Love is in the Bin


Love is in the Bin is a 2018 art intervention by Banksy at Sotheby's London, with an unexpected self-destruction of his 2006 painting of Girl with Balloon immediately after it was sold at auction for a record £1,042,000. According to Sotheby's, it is "the first artwork in history to have been created live during an auction." The painting has been on permanent loan to the Staatsgalerie Stuttgart since March 2019.

Original work

The painting is an adaptation of Banksy's 2002 mural Girl with Balloon, rare as a unique work rather than a print. It was given by him to a friend shortly after the "Barely Legal" exhibition in 2006. Banksy has said he prepared the self-destruct mechanism at this time in case the work was ever put up for auction.

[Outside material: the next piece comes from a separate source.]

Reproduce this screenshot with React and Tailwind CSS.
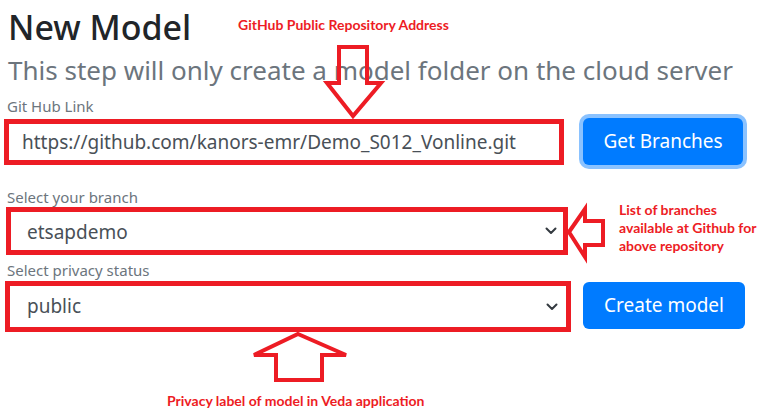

Auction and self-destruction

London sold the painting at auction on 5 October 2018, at an artist-record price of £1,042,000. Within seconds of the gavel drop, the canvas began sliding out of the bottom of the frame and shredding itself to the audible sound of a siren and the surprise exclamations of attendees. The shredder stopped when the canvas was about half-way through; Banksy has said this stop was unplanned and that he intended to shred the entire thing. The work was housed in a deep frame and was plugged in to facilitate built-in electrical lights, which powered the hidden paper shredder as well. Sotheby's said they had no foreknowledge of the mechanism.
After the shredding, there was a negotiation with the buyer to confirm the sale, and on 11 October it was agreed that the sale would go through at the original price. The work was renamed by Banksy's representatives from Girl with Balloon to Love is in the Bin. Market watchers speculated that the self-destruction would increase the artwork's value. Sotheby's released a statement that called it "the first artwork in history to have been created live during an auction".
It was reported that the artist uploaded a video of the event onto Instagram, showing the construction of the shredding mechanism and frame, but deleted the post. Banksy has released another video indicating that the painting was intended to be shredded completely, showing the painting being shredded with the words: "In rehearsals it worked every time".

Speculations

It has been speculated that a man seen filming the shredding was Banksy or someone connected to him.
Shortly after the auction, Josh Gilbert, an artist and blacksmith, noted what he thought were a number of inconsistencies with the work shredding itself.